╔══

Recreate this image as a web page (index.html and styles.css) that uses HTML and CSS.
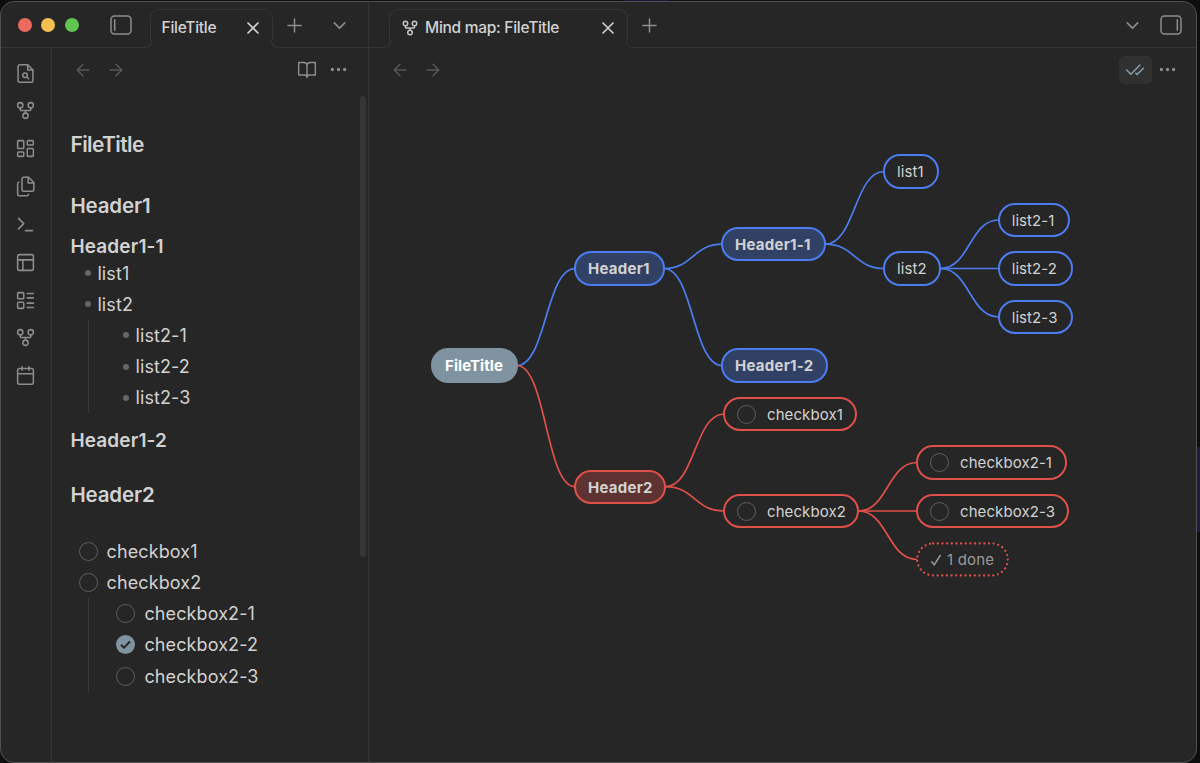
FILE: index.html
```
<!DOCTYPE html>
<html lang="en">
<head>
    <meta charset="UTF-8">
    <meta name="viewport" content="width=device-width, initial-scale=1.0">
    <title>Mind map: FileTitle</title>
    <link rel="stylesheet" href="styles.css">
</head>
<body>
    <!-- shared icons -->
    <svg class="sprite">
        <symbol id="fork" viewBox="0 0 24 24"><circle cx="12" cy="18" r="3"/><circle cx="6" cy="6" r="3"/><circle cx="18" cy="6" r="3"/><path d="M18 9v2c0 .6-.4 1-1 1H7c-.6 0-1-.4-1-1V9M12 12v3"/></symbol>
        <symbol id="close" viewBox="0 0 24 24"><path d="M18 6 6 18M6 6l12 12"/></symbol>
        <symbol id="plus" viewBox="0 0 24 24"><path d="M4.500 12h15M12 4.500v15"/></symbol>
        <symbol id="down" viewBox="0 0 24 24"><path d="m6 9 6 6 6-6"/></symbol>
        <symbol id="back" viewBox="0 0 24 24"><path d="m12 19-7-7 7-7M19 12H5"/></symbol>
        <symbol id="forward" viewBox="0 0 24 24"><path d="M5 12h14M12 5l7 7-7 7"/></symbol>
        <symbol id="dots" viewBox="0 0 24 24"><circle cx="5" cy="12" r="1"/><circle cx="12" cy="12" r="1"/><circle cx="19" cy="12" r="1"/></symbol>
        <symbol id="sidebar" viewBox="0 0 22 20"><rect x="1" y="1" width="20" height="18" rx="3.5"/><path d="M4.700 4.800v10.400"/></symbol>
    </svg>

    <div class="window">
        <header class="titlebar">
            <div class="titlebar-left">
                <div class="lights"><i class="red"></i><i class="yellow"></i><i class="green"></i></div>
                <svg class="icon sidebar-icon"><use href="#sidebar"/></svg>
                <div class="tab tab-file">
                    <span>FileTitle</span>
                    <svg class="icon close"><use href="#close"/></svg>
                </div>
                <svg class="icon new-tab"><use href="#plus"/></svg>
                <svg class="icon tab-list"><use href="#down"/></svg>
            </div>
            <div class="titlebar-right">
                <div class="tab tab-map">
                    <svg class="icon tab-icon"><use href="#fork"/></svg>
                    <span>Mind map: FileTitle</span>
                    <svg class="icon close"><use href="#close"/></svg>
                </div>
                <svg class="icon new-tab"><use href="#plus"/></svg>
                <svg class="icon tab-list"><use href="#down"/></svg>
                <svg class="icon sidebar-icon flip"><use href="#sidebar"/></svg>
            </div>
        </header>

        <div class="workspace">
            <nav class="ribbon">
                <svg class="icon" viewBox="0 0 24 24"><path d="M14.500 2H5.500a2 2 0 0 0-2 2v16a2 2 0 0 0 2 2h13a2 2 0 0 0 2-2V8z"/><path d="M14.500 2v6h6"/><circle cx="11.500" cy="14" r="2.600"/><path d="m13.500 16 2 2"/></svg>
                <svg class="icon"><use href="#fork"/></svg>
                <svg class="icon" viewBox="0 0 24 24"><rect x="3" y="3" width="7" height="9" rx="1"/><rect x="14" y="3" width="7" height="5" rx="1"/><rect x="14" y="12" width="7" height="9" rx="1"/><rect x="3" y="16" width="7" height="5" rx="1"/></svg>
                <svg class="icon" viewBox="0 0 24 24"><path d="M15.500 1.500H10a2 2 0 0 0-2 2v12a2 2 0 0 0 2 2h9.500a2 2 0 0 0 2-2v-8z"/><path d="M15 1.500V8h6.500"/><path d="M4.500 7A2 2 0 0 0 3 9v11.500a2 2 0 0 0 2 2h8.500a2 2 0 0 0 2-1.500"/></svg>
                <svg class="icon" viewBox="0 0 24 24"><path d="m4 17 6-6-6-6M12 19h8"/></svg>
                <svg class="icon" viewBox="0 0 24 24"><rect x="3" y="3" width="18" height="18" rx="2"/><path d="M3 9h18M9 21V9"/></svg>
                <svg class="icon" viewBox="0 0 24 24"><rect x="3" y="3" width="7" height="7" rx="1"/><rect x="3" y="14" width="7" height="7" rx="1"/><path d="M14 4h7M14 9h7M14 15h7M14 20h7"/></svg>
                <svg class="icon"><use href="#fork"/></svg>
                <svg class="icon" viewBox="0 0 24 24"><rect x="3" y="4" width="18" height="18" rx="2"/><path d="M16 2v4M8 2v4M3 10h18"/></svg>
            </nav>

            <section class="pane note">
                <div class="view-header">
                    <svg class="icon nav"><use href="#back"/></svg>
                    <svg class="icon nav"><use href="#forward"/></svg>
                    <svg class="icon book" viewBox="0 0 24 24"><path d="M2 3h6a4 4 0 0 1 4 4v14a3 3 0 0 0-3-3H2zM22 3h-6a4 4 0 0 0-4 4v14a3 3 0 0 1 3-3h7z"/></svg>
                    <svg class="icon more"><use href="#dots"/></svg>
                </div>
                <div class="note-body">
                    <h1>FileTitle</h1>
                    <h2>Header1</h2>
                    <h3>Header1-1</h3>
                    <ul class="bullets">
                        <li>list1</li>
                        <li>list2</li>
                    </ul>
                    <ul class="bullets nested">
                        <li>list2-1</li>
                        <li>list2-2</li>
                        <li>list2-3</li>
                    </ul>
                    <h3 class="spaced">Header1-2</h3>
                    <h2 class="last">Header2</h2>
                    <ul class="tasks">
                        <li><i class="box"></i>checkbox1</li>
                        <li><i class="box"></i>checkbox2</li>
                    </ul>
                    <ul class="tasks nested">
                        <li><i class="box"></i>checkbox2-1</li>
                        <li><svg class="box checked" viewBox="0 0 19 19"><path d="m5 9.800 3 2.900 6-6.200"/></svg>checkbox2-2</li>
                        <li><i class="box"></i>checkbox2-3</li>
                    </ul>
                </div>
                <div class="scrollbar"></div>
            </section>

            <section class="pane map">
                <div class="view-header">
                    <svg class="icon nav"><use href="#back"/></svg>
                    <svg class="icon nav"><use href="#forward"/></svg>
                    <button class="toggle"><svg class="icon" viewBox="0 0 24 24"><path d="M18 6 7 17l-5-5M22 10l-7.500 7.500L13 16"/></svg></button>
                    <svg class="icon more"><use href="#dots"/></svg>
                </div>
                <div class="canvas" id="canvas">
                    <svg class="edges" id="edges"></svg>
                </div>
            </section>
        </div>
    </div>

    <script>
        // x = left edge, y = vertical centre, w = width
        const nodes = [
            { id: "root", text: "FileTitle", x: 62, y: 272.5, w: 86.5, cls: "root" },
            { id: "h1", parent: "root", text: "Header1", x: 205, y: 175.5, w: 90.5, cls: "blue heading" },
            { id: "h1-1", parent: "h1", text: "Header1-1", x: 352, y: 151.2, w: 105, cls: "blue heading" },
            { id: "h1-2", parent: "h1", text: "Header1-2", x: 352, y: 272.5, w: 106.8, cls: "blue heading" },
            { id: "l1", parent: "h1-1", text: "list1", x: 514, y: 78.5, w: 56, cls: "blue" },
            { id: "l2", parent: "h1-1", text: "list2", x: 514, y: 175.5, w: 58, cls: "blue" },
            { id: "l2-1", parent: "l2", text: "list2-1", x: 628.7, y: 127, w: 72.5, cls: "blue" },
            { id: "l2-2", parent: "l2", text: "list2-2", x: 628.7, y: 175.5, w: 75, cls: "blue" },
            { id: "l2-3", parent: "l2", text: "list2-3", x: 628.7, y: 224, w: 75, cls: "blue" },
            { id: "h2", parent: "root", text: "Header2", x: 205, y: 393.7, w: 92, cls: "red heading" },
            { id: "c1", parent: "h2", text: "checkbox1", x: 354, y: 321, w: 134, cls: "red", box: true },
            { id: "c2", parent: "h2", text: "checkbox2", x: 354, y: 418, w: 136, cls: "red", box: true },
            { id: "c2-1", parent: "c2", text: "checkbox2-1", x: 547, y: 369.5, w: 150.5, cls: "red", box: true },
            { id: "c2-3", parent: "c2", text: "checkbox2-3", x: 547, y: 418, w: 153, cls: "red", box: true },
            { id: "done", parent: "c2", text: "1 done", x: 547, y: 466.5, w: 93, cls: "red done" }
        ];

        const canvas = document.getElementById("canvas");
        let paths = "";

        nodes.forEach(node => {
            const el = document.createElement("div");
            el.className = "node " + node.cls;
            el.style.left = node.x + "px";
            el.style.top = (node.y - 17.2) + "px";
            el.style.width = node.w + "px";
            let mark = "";
            if (node.box) mark = '<i class="box"></i>';
            if (node.id === "done") {
                mark = '<svg class="tick" viewBox="0 0 12 12"><path d="m1.200 7.200 3 3.600L10.500 1"/></svg>';
                // dotted outline with even spacing round the corners
                paths += `<rect class="red dotted" x="${node.x + 1.2}" y="${node.y - 16}" width="${node.w - 2.4}" height="32" rx="16"/>`;
            }
            el.innerHTML = mark + "<span>" + node.text + "</span>";
            canvas.appendChild(el);

            const parent = nodes.find(n => n.id === node.parent);
            if (parent) {
                const x1 = parent.x + parent.w - 0.5;
                const x2 = node.x + 1;
                const mid = (x1 + x2) / 2;
                const color = node.cls.includes("blue") ? "blue" : "red";
                paths += `<path class="${color}" d="M${x1} ${parent.y}C${mid} ${parent.y} ${mid} ${node.y} ${x2} ${node.y}"/>`;
            }
        });

        document.getElementById("edges").innerHTML = paths;
    </script>
</body>
</html>
```
FILE: styles.css
```
* {
    box-sizing: border-box;
}
body {
    margin: 0;
    height: 763px;
    padding: 1px 3px 0 0;
    overflow: hidden;
    background:
        linear-gradient(#1f1a3c, #1f1a3c) 1197px 447px / 3px 85px no-repeat,
        linear-gradient(#1f1a3c, #1f1a3c) 623px 0 / 46px 1px no-repeat,
        #0e0e10;
    color: #d2d2d2;
    font-family: 'Inter', 'Liberation Sans', sans-serif;
}
h1, h2, h3, ul {
    margin: 0;
    padding: 0;
}
.sprite {
    display: none;
}
.icon {
    width: 21px;
    height: 21px;
    flex: none;
    fill: none;
    stroke: #8d8d8d;
    stroke-width: 1.75;
    stroke-linecap: round;
    stroke-linejoin: round;
}
.window {
    height: 762px;
    display: flex;
    flex-direction: column;
    background: #262626;
    border: 1px solid #505050;
    border-radius: 14px;
    overflow: hidden;
}

/* title bar */
.titlebar {
    height: 46px;
    flex: none;
    display: flex;
    box-shadow: inset 0 -1px #353535;
}
.titlebar-left {
    width: 368px;
    display: flex;
    align-items: center;
    border-right: 1px solid #353535;
}
.titlebar-right {
    flex: 1;
    display: flex;
    align-items: center;
    padding-left: 20px;
}
.lights {
    display: flex;
    gap: 9.5px;
    margin: 0 31px 0 16.5px;
}
.lights i {
    width: 14.2px;
    height: 14.2px;
    border-radius: 50%;
}
.red {
    background: #ed6a5e;
}
.yellow {
    background: #f5bf4f;
}
.green {
    background: #61c554;
}
.sidebar-icon {
    width: 22px;
    height: 20px;
    stroke-width: 1.5;
}
.flip {
    transform: scaleX(-1);
}
.tab {
    position: relative;
    align-self: flex-end;
    height: 39px;
    display: flex;
    align-items: center;
    padding: 0 9px 3px 11px;
    background: #262626;
    border: 1px solid #353535;
    border-bottom: none;
    border-radius: 9px 9px 0 0;
    font-size: 15.5px;
    font-weight: 500;
    letter-spacing: -0.27px;
}
/* outward curves at the foot of the tab */
.tab::before, .tab::after {
    content: "";
    position: absolute;
    bottom: 0;
    width: 7px;
    height: 7px;
    background: #262626;
    border-bottom: 1px solid #353535;
}
.tab::before {
    left: -7px;
    border-right: 1px solid #353535;
    border-bottom-right-radius: 7px;
    box-shadow: 2px 2px 0 1px #262626;
    clip-path: inset(0 -4px -4px 0);
}
.tab::after {
    right: -7px;
    border-left: 1px solid #353535;
    border-bottom-left-radius: 7px;
    box-shadow: -2px 2px 0 1px #262626;
    clip-path: inset(0 0 -4px -4px);
}
.tab-file {
    width: 123px;
    margin-left: 17.5px;
}
.tab-map {
    width: 239px;
}
.tab-icon {
    width: 18px;
    height: 18px;
    stroke: #c4c4c4;
    stroke-width: 2;
    margin-right: 6px;
}
.close {
    width: 20px;
    height: 20px;
    stroke: #d2d2d2;
    stroke-width: 2;
    margin-left: auto;
}
.new-tab {
    margin-left: 11px;
}
.tab-list {
    margin-left: auto;
    margin-right: 18px;
}
.titlebar-right .tab-list {
    margin-right: 16.5px;
}
.titlebar-right .sidebar-icon {
    margin-right: 14.5px;
}

/* workspace */
.workspace {
    flex: 1;
    display: flex;
    min-height: 0;
}
.ribbon {
    width: 51px;
    display: flex;
    flex-direction: column;
    align-items: center;
    gap: 16.85px;
    padding: 14.500px 2px 0 0;
    border-right: 1px solid #353535;
}
.pane {
    display: flex;
    flex-direction: column;
}
.view-header {
    height: 45px;
    flex: none;
    display: flex;
    align-items: center;
    padding-bottom: 1.500px;
}
.nav {
    width: 20px;
    height: 20px;
    stroke: #585858;
    margin-right: 13.5px;
}
.note {
    position: relative;
    width: 317px;
    border-right: 1px solid #353535;
}
.note .view-header {
    padding-left: 20.5px;
    padding-right: 19px;
}
.book {
    width: 20px;
    height: 20px;
    margin-left: auto;
    margin-right: 11.5px;
}
.more circle, #dots circle {
    fill: #8d8d8d;
}
.note-body {
    padding: 40.5px 18px 0 18.4px;
    font-size: 18px;
    letter-spacing: 0.1px;
}
.note-body h1, .note-body h2, .note-body h3 {
    height: 22px;
    line-height: 22px;
    font-weight: 600;
}
.note-body h1 {
    font-size: 21px;
    letter-spacing: -0.6px;
}
.note-body h2 {
    font-size: 20.5px;
    letter-spacing: -0.15px;
    margin-top: 39px;
}
.note-body h3 {
    font-size: 19px;
    letter-spacing: 0.15px;
    margin-top: 19px;
}
.note-body h3.spaced {
    margin-top: 17px;
}
.note-body h2.last {
    margin-top: 32px;
    margin-bottom: 29.4px;
}
.note-body li {
    display: flex;
    align-items: center;
    height: 31.2px;
}
.bullets li {
    padding-left: 15px;
}
.bullets li::before {
    content: "";
    width: 6px;
    height: 6px;
    margin-right: 6px;
    border-radius: 50%;
    background: #666;
}
.nested {
    margin-left: 17.6px;
    border-left: 1px solid #3a3a3a;
}
.bullets.nested li {
    padding-left: 34.5px;
}
.box {
    width: 19px;
    height: 19px;
    flex: none;
    border: 1px solid #5e5e5e;
    border-radius: 50%;
}
.tasks li {
    gap: 9px;
    padding-left: 8.2px;
}
.tasks.nested li {
    padding-left: 27.5px;
}
.checked {
    background: #7f93a0;
    border: none;
    fill: none;
    stroke: #262626;
    stroke-width: 2;
}
.scrollbar {
    position: absolute;
    top: 48px;
    right: 2px;
    width: 6px;
    height: 461px;
    border-radius: 3px;
    background: #363636;
}

/* mind map */
.map {
    flex: 1;
}
.map .view-header {
    padding-left: 20.5px;
    padding-right: 18.5px;
}
.toggle {
    width: 33px;
    height: 28px;
    display: flex;
    align-items: center;
    justify-content: center;
    margin: 0 5px 0 auto;
    padding: 0;
    border: none;
    border-radius: 5px;
    background: #303030;
}
.toggle .icon {
    width: 20px;
    height: 20px;
    stroke: #8ba0ae;
}
.canvas {
    position: relative;
    flex: 1;
}
.edges {
    position: absolute;
    width: 100%;
    height: 100%;
    fill: none;
    stroke-width: 1.7;
}
.edges .blue {
    stroke: #4b7df0;
}
.edges .red {
    stroke: #df5049;
}
.edges .dotted {
    stroke-width: 2.3;
    stroke-linecap: round;
    stroke-dasharray: 0 4.65;
}
.node {
    position: absolute;
    height: 34.4px;
    display: flex;
    align-items: center;
    padding: 1px 0 0 12px;
    border: 2px solid;
    border-radius: 17.2px;
    background: #262626;
    font-size: 15px;
    letter-spacing: 0.08px;
    white-space: nowrap;
}
.node span {
    color: #d2d2d2;
}
.node.blue {
    border-color: #4b7df0;
}
.node.red {
    border-color: #df5049;
}
.node.heading {
    font-weight: 700;
    letter-spacing: 0.25px;
}
.node.blue.heading {
    background: #314165;
}
.node.red.heading {
    background: #5d3230;
}
.node.root {
    background: #7f93a0;
    border-color: #7f93a0;
    font-weight: 700;
}
.node.root span {
    color: #fff;
}
.node .box {
    margin-right: 11px;
}
.node.done {
    background: none;
    border-color: transparent;
    letter-spacing: 0.2px;
}
.node.done span {
    color: #999;
}
.tick {
    width: 12px;
    height: 12px;
    margin-right: 5px;
    fill: none;
    stroke: #999;
    stroke-width: 1.5;
}
```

╚══

All lines above with "index" in them should be returned.

Recreate this image as a web page (index.html and styles.css) that uses HTML and CSS.
FILE: index.html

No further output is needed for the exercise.